The ALP has also hinted that they may not use the carryover permits from the overachievement against Kyoto Protocol targets. This is consistent with the position of other countries though a final decision by the party hasn’t been made. Not including these obviously makes the abatement task harder – and a 45% target will already be quite challenging.
The ALP released some detail on energy policy in November 2018. Under their policy, there would be an extension of the Renewable Energy Target to 50% renewables by 2030. To support this, they have announced expenditure of $15b over the next five years that will be used to support large scale renewable energy projects, provide grants for installation of home battery systems and provide funding for commercial and industrial energy efficiency projects. The proposed expenditure also covers upgrades to the electricity transmission and distribution networks.
Differences in opinion
It’s clear that the main difference between the two parties is the emissions reduction target that is proposed by each. Globally, there appears to be a trend towards increasing the level of decarbonization ambition from different countries and at the recent climate change conference in Katowice, Poland in December the Secretary General of the United Nations urged countries to be prepared to increase ambition as soon as this year. What’s not yet clear is what the cost of increasing ambition will be, both to businesses and on an economy wide basis.

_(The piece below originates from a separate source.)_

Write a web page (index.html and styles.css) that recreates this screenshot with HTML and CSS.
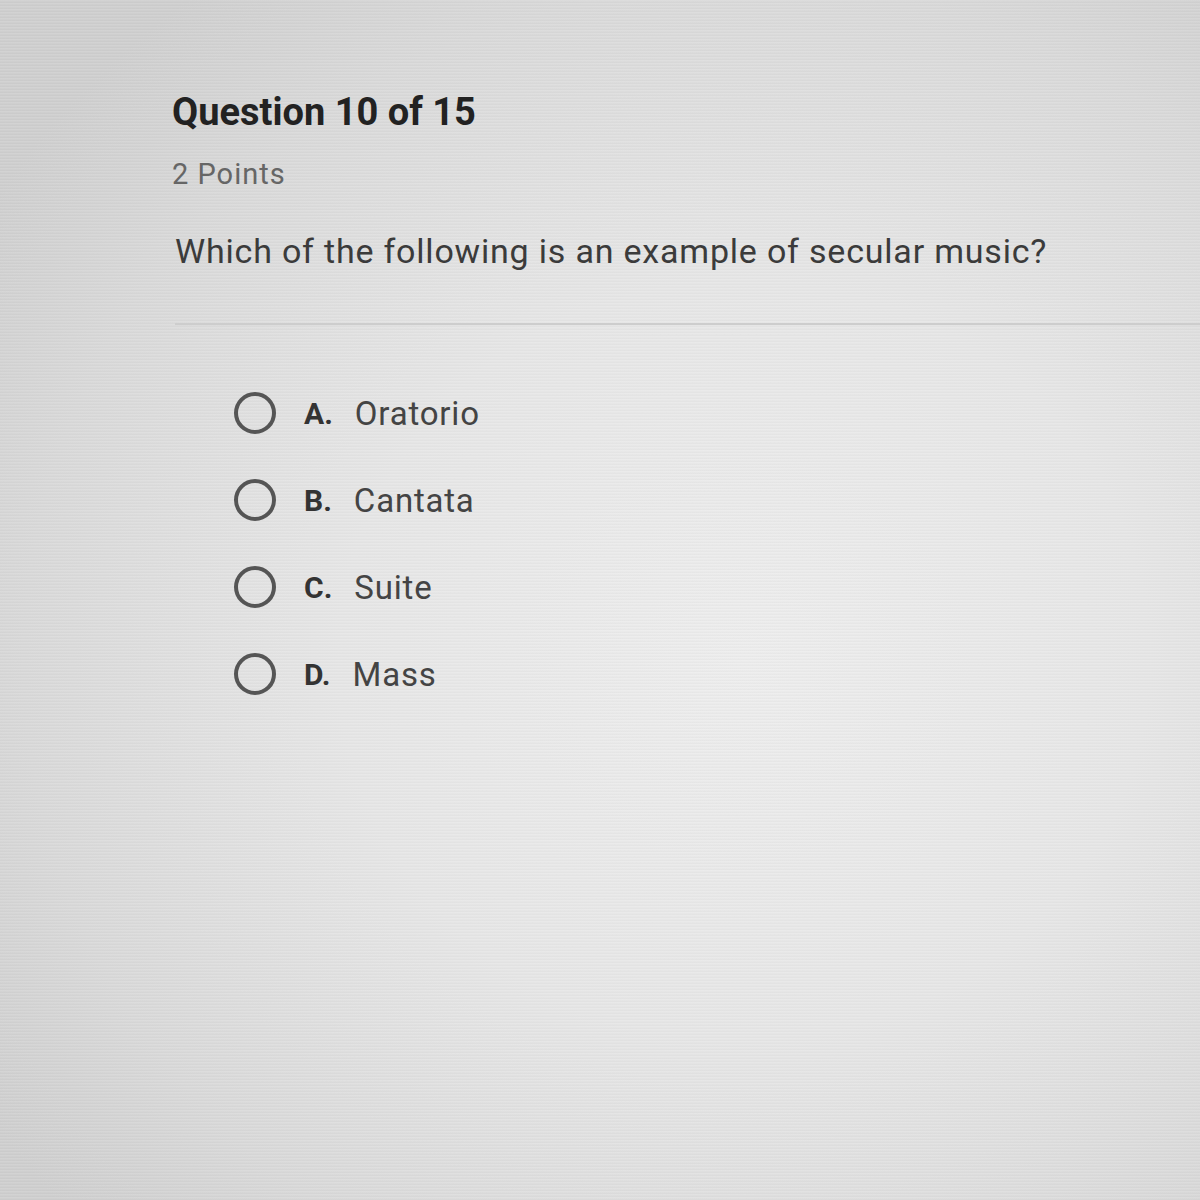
FILE: index.html
```html
<!DOCTYPE html>
<html lang="en">
<head>
<meta charset="utf-8">
<title>Question 10 of 15</title>
<link rel="stylesheet" href="styles.css">
</head>
<body>
<main class="screen">
  <section class="question">
    <h1 class="q-title">Question 10 of 15</h1>
    <div class="q-points">2 Points</div>
    <p class="q-text">Which of the following is an example of secular music?</p>
  </section>
  <hr class="divider">
  <ul class="options">
    <li class="option"><span class="radio"></span><span class="opt-letter">A.</span><span class="opt-text">Oratorio</span></li>
    <li class="option"><span class="radio"></span><span class="opt-letter">B.</span><span class="opt-text">Cantata</span></li>
    <li class="option"><span class="radio"></span><span class="opt-letter">C.</span><span class="opt-text">Suite</span></li>
    <li class="option"><span class="radio"></span><span class="opt-letter">D.</span><span class="opt-text">Mass</span></li>
  </ul>
</main>
</body>
</html>
```

FILE: styles.css
```css
html, body {
  margin: 0;
  padding: 0;
  height: 100%;
}

body {
  font-family: Roboto, "Liberation Sans", Arial, sans-serif;
  background:
    repeating-linear-gradient(180deg, rgba(255,255,255,0.06) 0px, rgba(255,255,255,0.06) 1px, rgba(0,0,0,0.025) 2px, rgba(0,0,0,0.025) 3px),
    radial-gradient(ellipse 75% 70% at 62% 55%, #eeeeee 0%, #e7e7e7 45%, #dadada 80%, #d0d0d0 100%);
  color: #333;
}

.screen {
  min-height: 1200px;
  box-sizing: border-box;
  padding-top: 89px;
  display: flex;
  flex-direction: column;
}

.question {
  padding-left: 172px;
  display: flex;
  flex-direction: column;
}

.q-title {
  margin: 0;
  font-size: 38px;
  line-height: 46px;
  font-weight: 700;
  color: #222;
}

.q-points {
  margin-top: 21px;
  font-size: 29px;
  line-height: 36px;
  color: #666;
  letter-spacing: 1px;
}

.q-text {
  margin: 39px 0 0 3px;
  font-size: 34px;
  line-height: 40px;
  color: #3b3b3b;
  letter-spacing: 0.8px;
}

.divider {
  margin: 52px 0 0 175px;
  border: 0;
  height: 2px;
  background: #cdcdcd;
}

.options {
  list-style: none;
  margin: 66px 0 0 0;
  padding: 0 0 0 234px;
  display: flex;
  flex-direction: column;
  gap: 43px;
}

.option {
  display: flex;
  align-items: center;
  height: 44px;
}

.radio {
  box-sizing: border-box;
  width: 42px;
  height: 42px;
  border: 4px solid #555;
  border-radius: 50%;
  flex: none;
  margin-right: 28px;
}

.opt-letter {
  font-size: 30px;
  font-weight: 700;
  color: #333;
  margin-right: 22px;
}

.opt-text {
  font-size: 33px;
  color: #444;
  letter-spacing: 0.8px;
}
```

One item for both sides of politics to consider is potentially the use of international permits and international abatement projects to help Australia achieve its goals. There is a section in the Paris Agreement to deal with this and negotiations in this area are continuing into 2019. Given Australia’s economy, this access to international abatement may prove to be useful to allow Australian businesses to take advantage of opportunities – particularly in the ASEAN region – and to allow for flexible compliance mechanisms.